BANK OF ENGLAND AND PRUDENTIAL REGULATION AUTHORITY
Whistleblowing disclosures - Bank of England and PRA publish annual report - 27 June 2025
The Bank of England (the Bank) and the PRA have published their annual report on whistleblowing disclosures for the period between 1 April 2024 to 31 March 2025 under the Prescribed Persons (Reports on Disclosures of Information) Regulations 2017 (SI 2017/507). Alongside the disclosures received in 2024/25, the report contains three case studies that the Bank and the PRA describe as anonymised examples of the concerns reported and the action taken by their whistleblowing team. These relate to risk management, governance failings and financial irregularities.
ENFORCEMENT
RECENT CASES
Craig Donaldson and David Arden v Financial Conduct Authority [2025] UKUT 00185 (TCC), 16 June 2025
Quarterly trading update - UKLR 1.3.3R - 'knowingly concerned' with breach
The Upper Tribunal (Tax and Chancery Chamber) has dismissed references made by Craig Donaldson and David Arden against the FCA’s decision to fine them for being ‘knowingly concerned’ in Metro Bank’s breach of UK Listing Rule (UKLR) 1.3.3R (Misleading information not to be published).
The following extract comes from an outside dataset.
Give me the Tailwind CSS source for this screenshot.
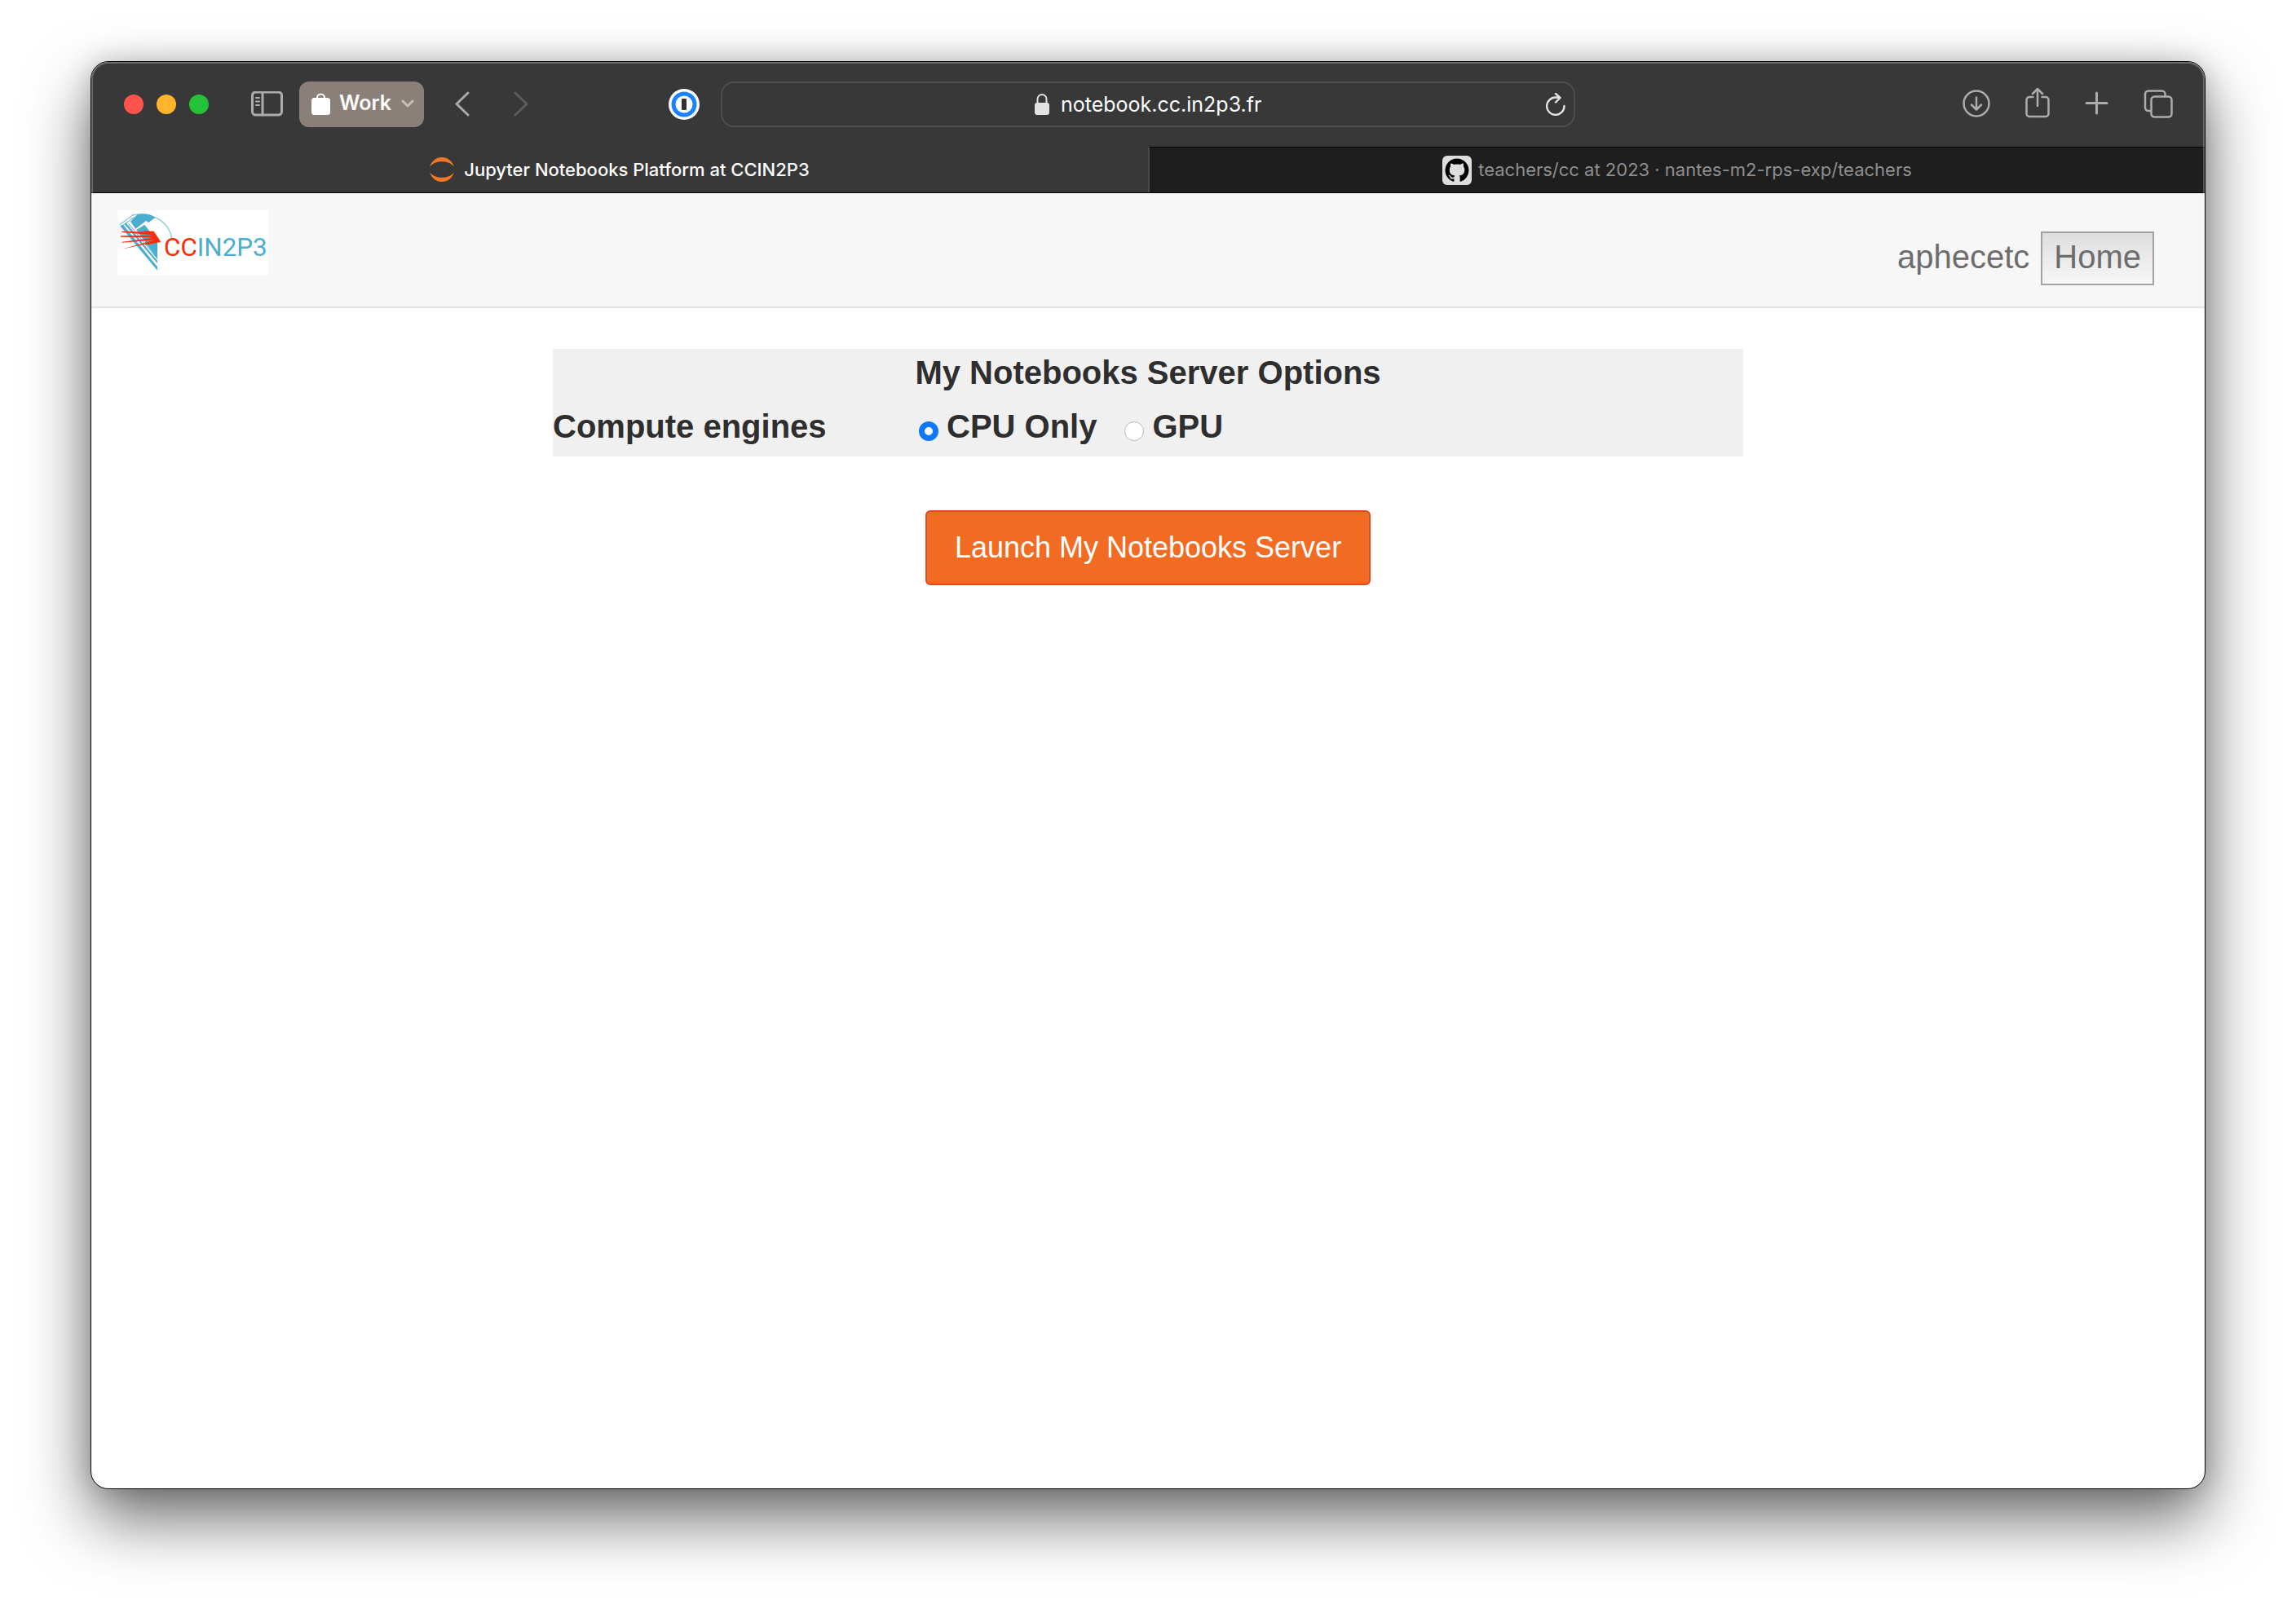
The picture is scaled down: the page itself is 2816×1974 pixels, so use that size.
<!DOCTYPE html>
<html lang="en">
<head>
<meta charset="utf-8">
<title>Jupyter Notebooks Platform at CCIN2P3</title>
<script src="https://cdn.jsdelivr.net/npm/@tailwindcss/browser@4"></script>
</head>
<body class="flex min-h-screen bg-white px-[111px] pt-[75px] pb-[147px] font-['Liberation_Sans',Arial,sans-serif]">
<div class="relative flex flex-1 flex-col overflow-hidden rounded-[22px] border border-black bg-white shadow-[0_36px_80px_rgba(0,0,0,0.58),0_0_32px_rgba(0,0,0,0.18)]">

  <!-- Browser toolbar -->
  <div class="grid h-[104px] grid-cols-[1fr_minmax(0,1048px)_1fr] items-center bg-[#383838] font-[Inter,sans-serif] text-[#acacac]">
    <div class="flex items-center pl-10">
      <div class="flex gap-4">
        <button aria-label="Close" class="size-6 rounded-full bg-[#ff544d]"></button>
        <button aria-label="Minimize" class="size-6 rounded-full bg-[#ffb429]"></button>
        <button aria-label="Zoom" class="size-6 rounded-full bg-[#25c138]"></button>
      </div>
      <button aria-label="Show sidebar" class="ml-[52px]">
        <svg class="block h-8 w-10" viewBox="0 0 40 32" fill="none" stroke="currentColor" stroke-width="3" stroke-linecap="round"><rect x="1.5" y="1" width="36" height="28" rx="4"/><path d="M14 1v28"/><path d="M6 8h4M6 12.500h4M6 17h4" stroke-width="2"/></svg>
      </button>
      <button class="ml-[19px] flex h-14 items-center rounded-xl bg-[#8a8079] pr-3 pb-0.5 pl-[15px] text-[25px] font-semibold text-white">
        <svg class="mr-2.5 h-7 w-6" viewBox="0 0 24 28"><rect x="0" y="7" width="23" height="21" rx="3.500" fill="#fff"/><path d="M7 8V7a4.500 4.500 0 0 1 9 0v1" fill="none" stroke="#fff" stroke-width="2"/></svg>
        Work
        <svg class="ml-3 h-4 w-4" viewBox="0 0 16 16" fill="none" stroke="#c6c0bb" stroke-width="3" stroke-linecap="round" stroke-linejoin="round"><path d="M2 5l6 6 6-6"/></svg>
      </button>
      <button aria-label="Back" class="ml-[38px]"><svg class="h-8 w-[18px]" viewBox="0 0 18 32" fill="none" stroke="currentColor" stroke-width="3" stroke-linecap="round" stroke-linejoin="round"><path d="M16 2L2 15.500 16 29"/></svg></button>
      <button aria-label="Forward" class="ml-[54px] text-[#5c5c5c]"><svg class="h-8 w-[18px]" viewBox="0 0 18 32" fill="none" stroke="currentColor" stroke-width="3" stroke-linecap="round" stroke-linejoin="round"><path d="M2 2l14 13.500L2 29"/></svg></button>
      <button aria-label="Passwords" class="mr-[26px] ml-auto"><svg class="size-[38px]" viewBox="0 0 38 38"><circle cx="19" cy="19" r="19" fill="#fff"/><circle cx="19" cy="19" r="13" fill="#fff" stroke="#1a82ff" stroke-width="5"/><rect x="16" y="12" width="6" height="14" rx="1" fill="#333"/></svg></button>
    </div>

    <div class="flex h-14 items-center rounded-2xl border-2 border-[#4e4e4e] text-[#e2e2e2]">
      <div class="flex-1 pl-3.5"></div>
      <svg class="mr-3.5 h-[26px] w-[18px]" viewBox="0 0 18 26"><rect y="11" width="18" height="15" rx="3" fill="currentColor"/><path d="M3.500 12V6.500a5.500 5.500 0 0 1 11 0V12" fill="none" stroke="currentColor" stroke-width="2"/></svg>
      <input type="text" aria-label="Address" value="notebook.cc.in2p3.fr" class="w-[250px] bg-transparent pt-0.5 text-[25px] text-white outline-none">
      <div class="flex flex-1 justify-end pr-2.5">
        <button aria-label="Reload"><svg class="h-7 w-6" viewBox="0 0 24 28" fill="none" stroke="currentColor" stroke-width="2.400" stroke-linecap="round" stroke-linejoin="round"><path d="M22.500 16A10.700 10.700 0 1 1 12 5.500l5.500.5M12 1l5.500 5-5.500 5.500"/></svg></button>
      </div>
    </div>

    <div class="flex items-center justify-end gap-[38px] pr-[39px]">
      <button aria-label="Downloads"><svg class="size-9" viewBox="0 0 36 36" fill="none" stroke="currentColor" stroke-width="2.500" stroke-linecap="round" stroke-linejoin="round"><circle cx="17" cy="17" r="15.500"/><path d="M17 9.500v15M11 18.500l6 6 6-6"/></svg></button>
      <button aria-label="Share"><svg class="h-10 w-9" viewBox="0 0 36 40" fill="none" stroke="currentColor" stroke-width="2.500" stroke-linecap="round" stroke-linejoin="round"><path d="M12.500 11H8a3.500 3.500 0 0 0-3.500 3.500v17A3.500 3.500 0 0 0 8 35h20a3.500 3.500 0 0 0 3.500-3.500v-17A3.500 3.500 0 0 0 28 11h-4.500M18 22V1.500M12 7l6-6 6 6"/></svg></button>
      <button aria-label="New tab"><svg class="size-9" viewBox="0 0 36 36" fill="none" stroke="currentColor" stroke-width="3" stroke-linecap="round"><path d="M16.500 4v25M4 16.500h25"/></svg></button>
      <button aria-label="Tab overview"><svg class="size-9" viewBox="0 0 36 36" fill="none" stroke="currentColor" stroke-width="2.500" stroke-linejoin="round"><rect x="9.500" y="8.500" width="25" height="25" rx="4"/><path d="M9.500 26H6a4 4 0 0 1-4-4V5.500a4 4 0 0 1 4-4h16.500a4 4 0 0 1 4 4v3"/></svg></button>
    </div>
  </div>

  <!-- Tab bar -->
  <div class="grid h-[57px] grid-cols-2 border-b border-black font-[Inter,sans-serif] text-[22px]">
    <a href="#" class="flex items-center justify-center gap-3 bg-[#383838] font-medium text-white">
      <svg class="size-[30px]" viewBox="0 0 30 30" fill="#f37726"><path d="M0 11.500C2.500 4.500 8 0 15 0s12.500 4.500 15 11.500C26 7 21 5.200 15 5.200S4 7 0 11.500zM0 18.500C2.500 25.500 8 30 15 30s12.500-4.500 15-11.500C26 23 21 24.800 15 24.800S4 23 0 18.500z"/></svg>
      Jupyter Notebooks Platform at CCIN2P3
    </a>
    <a href="#" class="flex items-center justify-center gap-2 border-t border-l-2 border-t-black border-l-[#4a4a4a] bg-[#1e1e1e] text-[#8e8e8e]">
      <svg class="size-9" viewBox="0 0 36 36"><rect width="36" height="36" rx="6" fill="#dedede"/><path transform="translate(3.500 3.500) scale(1.812)" fill="#000" d="M8 0C3.580 0 0 3.580 0 8c0 3.540 2.290 6.530 5.470 7.590.4.070.55-.17.55-.38 0-.19-.01-.82-.01-1.490-2.010.37-2.530-.49-2.690-.94-.09-.23-.48-.94-.82-1.130-.28-.15-.68-.52-.01-.53.63-.01 1.080.58 1.230.82.72 1.210 1.870.87 2.330.66.070-.52.28-.87.51-1.070-1.780-.2-3.640-.89-3.640-3.950 0-.87.31-1.590.82-2.150-.08-.2-.36-1.020.08-2.120 0 0 .67-.21 2.200.82.64-.18 1.320-.27 2-.27s1.360.09 2 .27c1.530-1.040 2.200-.82 2.200-.82.44 1.100.16 1.920.08 2.120.51.56.82 1.270.82 2.150 0 3.070-1.870 3.750-3.650 3.950.29.25.54.73.54 1.480 0 1.070-.01 1.930-.01 2.200 0 .21.15.46.55.38A8.013 8.013 0 0 0 16 8c0-4.420-3.580-8-8-8z"/></svg>
      teachers/cc at 2023 · nantes-m2-rps-exp/teachers
    </a>
  </div>

  <!-- Site header -->
  <header class="flex items-start justify-between border-b-2 border-[#e2e2e2] bg-[#f7f7f7] pt-[21px] pr-[62px] pb-[26px] pl-8">
    <a href="#" aria-label="CCIN2P3">
      <svg class="block h-20 w-[185px]" viewBox="72 54 555 240">
        <rect x="72" y="54" width="555" height="240" fill="#fff"/>
        <path d="M125 72C190 58 262 90 272 158" fill="none" stroke="#8cc9de" stroke-width="4"/>
        <g fill="#4badcf">
          <path d="M120 95L146 69Q182 62 212 80L186 100 178 92 139 122z"/>
          <path d="M142 126L172 107 219 168V234z"/>
          <path d="M82 112L92 106 219 262V275z"/>
          <path d="M98 104L104 100 219 240V250z"/>
        </g>
        <path d="M80 107L128 72M92 110L134 79M112 102L219 232" fill="none" stroke="#4badcf" stroke-width="3"/>
        <g fill="#fb2c08">
          <path d="M164 130L206 131 232 170 176 182 176 176 206 166 190 150 198 143z"/>
          <path d="M88 131L200 134 200 145 88 135zM84 148L206 146 206 154 84 152zM90 170L212 154 212 163 90 173zM88 197L206 164 206 172z"/>
        </g>
        <text x="243" y="223" font-family="Roboto, sans-serif" font-size="94" fill="#4badcf"><tspan fill="#fb2c08">CC</tspan>IN2P3</text>
      </svg>
    </a>
    <div class="flex gap-3.5 pt-[26px] text-[40px] leading-[58px] text-[#6d6d6d]">
      <span class="border-t-2 border-transparent">aphecetc</span>
      <a href="#" class="border-2 border-[#a2a2a2] bg-linear-to-b from-[#dedede] to-[#f7f7f7] px-3.5 pb-1">Home</a>
    </div>
  </header>

  <!-- Server options -->
  <main class="flex-1 px-8 pt-[50px]">
    <form class="mx-auto flex max-w-[1460px] flex-col items-center text-[#2e2e2e]">
      <div class="w-full bg-[#f0f0f0] text-[40px] leading-[58px] font-bold">
        <h1 class="pb-2 text-center">My Notebooks Server Options</h1>
        <div role="radiogroup" aria-labelledby="engines" class="flex pb-2">
          <span id="engines" class="w-[449px]">Compute engines</span>
          <label class="flex items-center gap-2.5"><input type="radio" name="engine" checked class="mt-3 size-6 appearance-none rounded-full border border-[#b8b8b8] bg-white checked:border-[7px] checked:border-[#0f78ff]">CPU Only</label>
          <label class="ml-[34px] flex items-center gap-2.5"><input type="radio" name="engine" class="mt-3 size-6 appearance-none rounded-full border border-[#b8b8b8] bg-white checked:border-[7px] checked:border-[#0f78ff]">GPU</label>
        </div>
      </div>
      <button type="button" class="mt-[66px] h-[92px] rounded-md border-2 border-[#e34a21] bg-[#f16b22] px-[34px] text-[36px] text-white">Launch My Notebooks Server</button>
    </form>
  </main>

  <!-- Light rim along the window edge -->
  <div class="pointer-events-none absolute inset-0 rounded-[21px] inset-ring-2 inset-ring-white/25"></div>
</div>
</body>
</html>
However, the Tribunal determined that mitigating factors ought to reduce the level of penalty imposed on the individuals by 25%, which itself was based on the seriousness of the breach.
The breach occurred when the bank published a quarterly trading update containing incorrect information concerning its risk-weighted assets. This was a full rehearing of the issues which led to the FCA’s decision, rather than an appeal of the decision.
This material is provided for general information only. It does not constitute legal or other professional advice.